Let the individual decide for themselves what is right, and let them be held accountable for their actions in whatever afterlife you believe in. Think about this before taking matters into your collective self-righteous hands.

I believe the law regarding the banning of  foie gras in California is wrong because it is not an argument based on the welfare and treatment of animals. That is the thin veil it is draped in, because no reasonable person wants to see animals abused.

There is enough documentation to show that producers such as Hudson Valley Foie Gras couldn’t be treating their animals any better, if they were living in people’s homes, being fed Science Diet Duck Chow, and getting the good recliner in front of the big screen TV. You would think that would make these people happy as it achieved their goal of better animal husbandry right? Wrong... 

Lets call this what it really is...this is a law for people against the killing of any cute fuzzy animals. Especially if that cute fuzzy animal might be used in a made for tv family movie or insurance commercial.
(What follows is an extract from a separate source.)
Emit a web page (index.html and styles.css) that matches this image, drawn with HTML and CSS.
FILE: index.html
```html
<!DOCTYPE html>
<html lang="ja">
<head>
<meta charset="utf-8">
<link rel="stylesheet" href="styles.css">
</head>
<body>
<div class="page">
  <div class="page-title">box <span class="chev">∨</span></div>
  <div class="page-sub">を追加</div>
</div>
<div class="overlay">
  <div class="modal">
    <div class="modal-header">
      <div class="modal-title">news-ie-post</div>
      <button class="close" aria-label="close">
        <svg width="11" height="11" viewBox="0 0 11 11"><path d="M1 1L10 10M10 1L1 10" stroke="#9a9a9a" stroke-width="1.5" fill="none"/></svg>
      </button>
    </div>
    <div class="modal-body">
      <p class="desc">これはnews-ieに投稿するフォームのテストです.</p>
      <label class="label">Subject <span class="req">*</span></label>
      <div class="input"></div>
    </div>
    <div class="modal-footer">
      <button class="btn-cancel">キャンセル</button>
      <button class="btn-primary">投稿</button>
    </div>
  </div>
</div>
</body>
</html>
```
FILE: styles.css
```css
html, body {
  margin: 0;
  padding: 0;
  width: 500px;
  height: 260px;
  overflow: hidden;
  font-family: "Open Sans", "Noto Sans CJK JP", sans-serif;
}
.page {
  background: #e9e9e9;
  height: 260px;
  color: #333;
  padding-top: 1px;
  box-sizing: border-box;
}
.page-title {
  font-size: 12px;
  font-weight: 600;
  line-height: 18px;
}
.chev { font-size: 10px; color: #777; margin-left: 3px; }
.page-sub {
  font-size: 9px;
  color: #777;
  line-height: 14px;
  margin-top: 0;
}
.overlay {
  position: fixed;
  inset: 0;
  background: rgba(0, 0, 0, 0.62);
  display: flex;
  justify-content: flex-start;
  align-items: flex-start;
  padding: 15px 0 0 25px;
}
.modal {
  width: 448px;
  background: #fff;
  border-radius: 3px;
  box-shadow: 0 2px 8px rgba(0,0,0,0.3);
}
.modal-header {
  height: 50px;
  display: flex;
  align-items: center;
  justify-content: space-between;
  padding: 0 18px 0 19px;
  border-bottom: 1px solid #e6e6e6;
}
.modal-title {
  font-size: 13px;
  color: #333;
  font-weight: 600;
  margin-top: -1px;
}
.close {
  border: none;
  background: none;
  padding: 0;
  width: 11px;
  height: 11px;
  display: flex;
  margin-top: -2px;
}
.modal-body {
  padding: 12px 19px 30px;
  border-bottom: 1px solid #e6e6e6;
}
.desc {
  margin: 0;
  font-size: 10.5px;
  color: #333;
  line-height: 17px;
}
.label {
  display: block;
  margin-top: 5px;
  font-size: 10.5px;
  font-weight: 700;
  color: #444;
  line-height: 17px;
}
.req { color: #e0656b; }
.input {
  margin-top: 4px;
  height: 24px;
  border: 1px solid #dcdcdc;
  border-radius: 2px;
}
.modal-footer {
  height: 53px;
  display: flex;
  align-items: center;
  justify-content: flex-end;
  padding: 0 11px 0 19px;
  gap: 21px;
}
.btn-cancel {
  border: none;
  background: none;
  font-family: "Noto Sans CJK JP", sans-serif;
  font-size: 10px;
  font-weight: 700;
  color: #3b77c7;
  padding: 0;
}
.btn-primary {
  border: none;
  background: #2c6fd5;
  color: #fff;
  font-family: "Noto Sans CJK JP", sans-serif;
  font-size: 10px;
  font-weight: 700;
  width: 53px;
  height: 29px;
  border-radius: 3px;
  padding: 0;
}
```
Regardless of how well or responsibly they are raised…It'll just never be good enough. Sorry didn't quite make the cut...don't call us, we'll call you!
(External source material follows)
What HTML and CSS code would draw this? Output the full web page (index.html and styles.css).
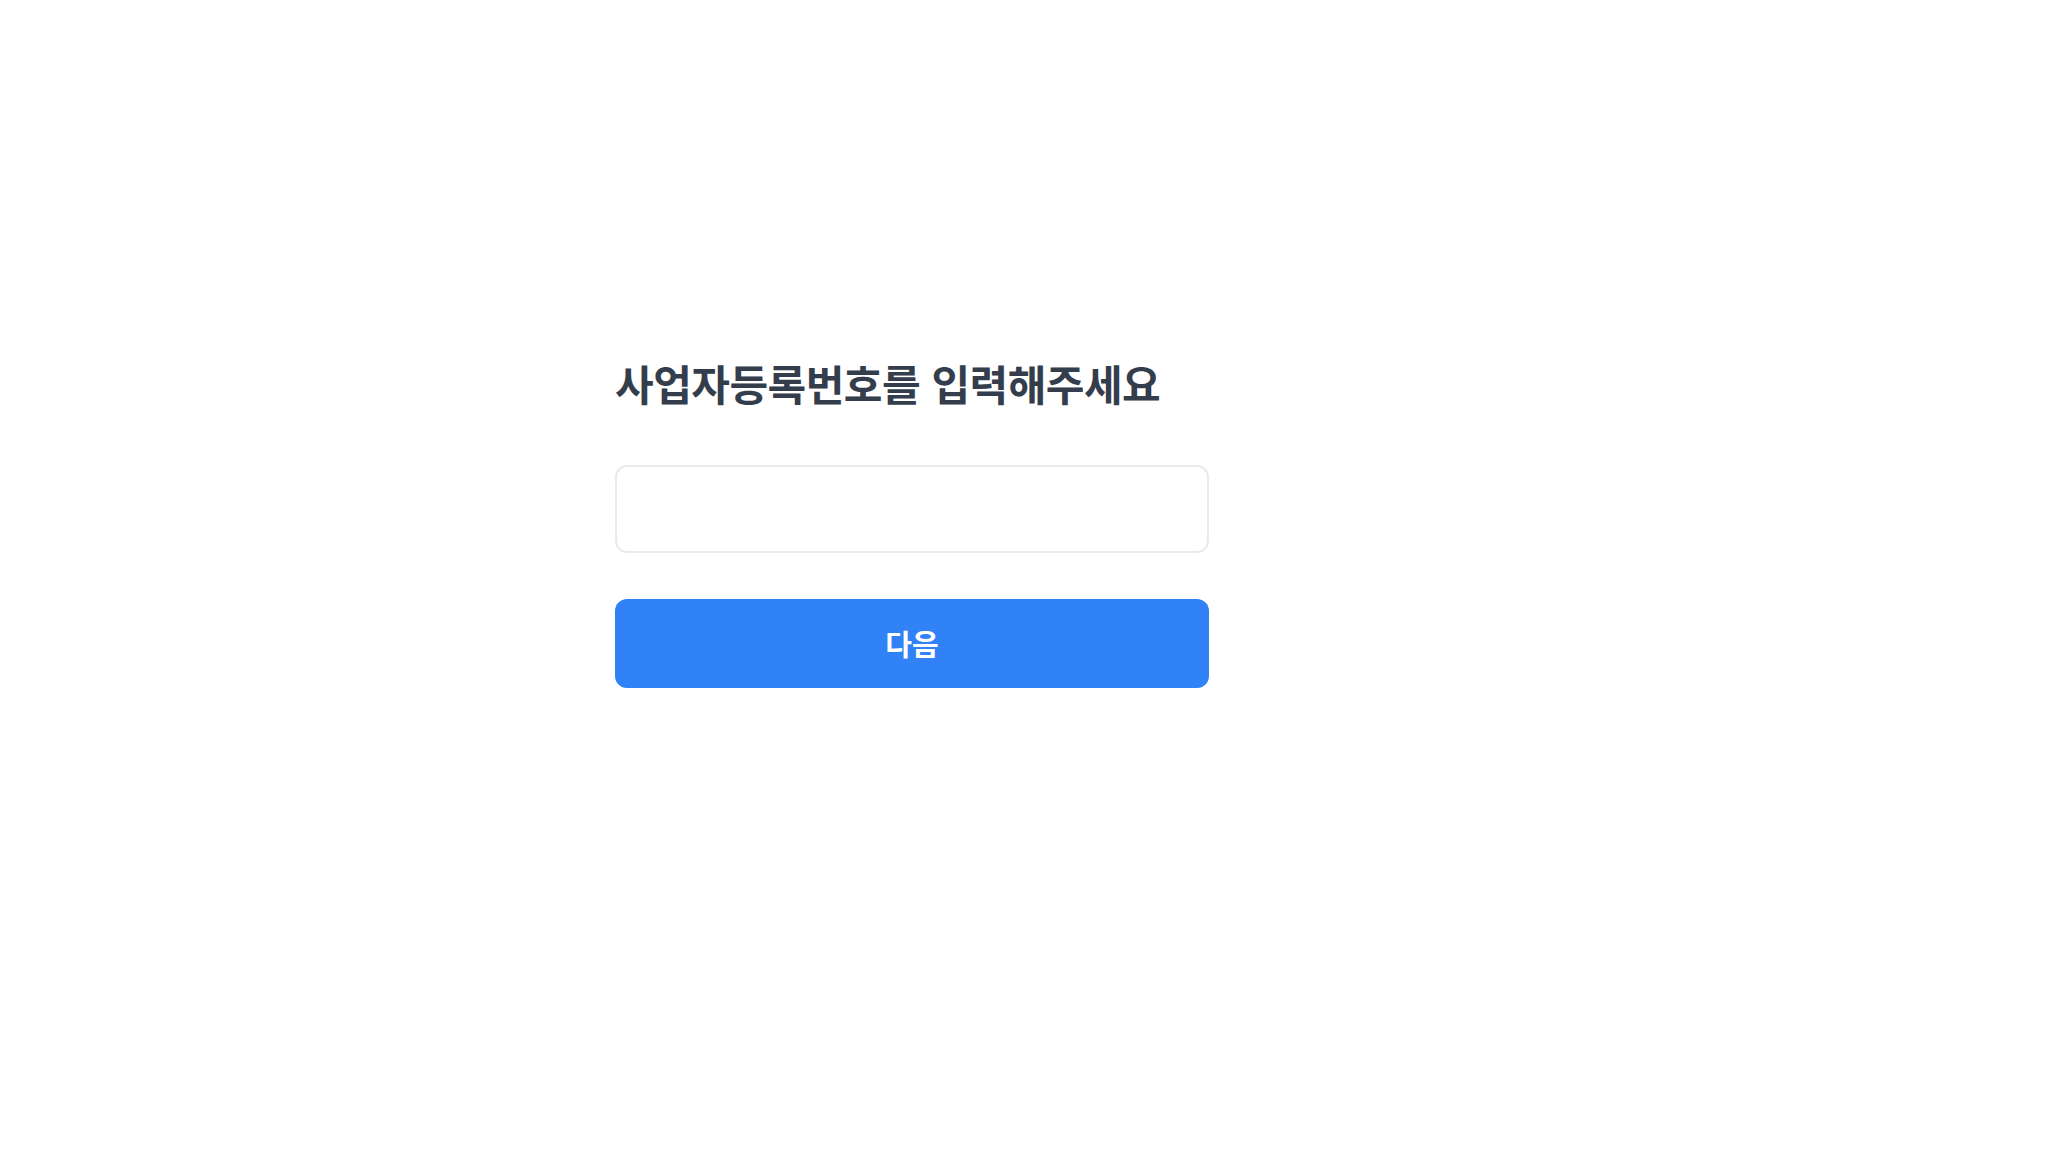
FILE: index.html
```html
<!DOCTYPE html>
<html lang="ko">
<head>
    <meta charset="UTF-8">
    <meta name="viewport" content="width=device-width, initial-scale=1.0">
    <title>사업자등록번호 입력</title>
    <link rel="stylesheet" href="styles.css">
</head>
<body>

    <div class="page">
        <form class="biz-form" onsubmit="return false;">
            <h1 class="biz-title">사업자등록번호를 입력해주세요</h1>
            <input type="text" class="biz-input" inputmode="numeric">
            <button type="submit" class="btn">다음</button>
        </form>
    </div>

</body>
</html>
```

FILE: styles.css
```css
* {
    margin: 0;
    padding: 0;
    box-sizing: border-box;
}

body {
    font-family: "Noto Sans CJK KR", "Noto Sans", sans-serif;
    background: #fff;
    color: #333d4b;
}

.page {
    padding: 356px 0 0 615px;
}

.biz-form {
    width: 594px;
    display: flex;
    flex-direction: column;
}

.biz-title {
    font-size: 42px;
    line-height: 54px;
    font-weight: 700;
    letter-spacing: -0.5px;
    color: #333d4b;
    margin-bottom: 55px;
}

.biz-input {
    height: 88px;
    border: 2px solid #e8ebee;
    border-radius: 12px;
    padding: 0 22px;
    font-family: inherit;
    font-size: 24px;
    outline: none;
}

.btn {
    margin-top: 46px;
    height: 89px;
    border: none;
    border-radius: 12px;
    background: #3182f6;
    color: #fff;
    font-family: inherit;
    font-size: 29px;
    font-weight: 700;
    padding-bottom: 2px;
    cursor: pointer;
}
```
  1. I am with you all the way on this one. My first experience as a young kid with dead animals was coming home from school only to find 10 dead rabbits in our hallway at the bottom of the stairs to our apartment. My father's friends had been hunting. I soon also got to taste one of the best meals I had ever had. I still make rabbit 4-5 times a year and it is delicious. It is amazing the looks I get when I tell people I am making rabbit. All they can think about are those cute Easter bunnies.

    1. Rabbit was the first animal I actually killed myself with a .22 cal. I don't understand people aversion to it. It's delicious. Thanks for reading!

  2. Applause!! Going to share this!!

  3. I know that many more people are reading this than are commenting. Great writing as always, and I think you know I share a similar perspective.

    1. Thanks Roddy...Glad you enjoyed the read!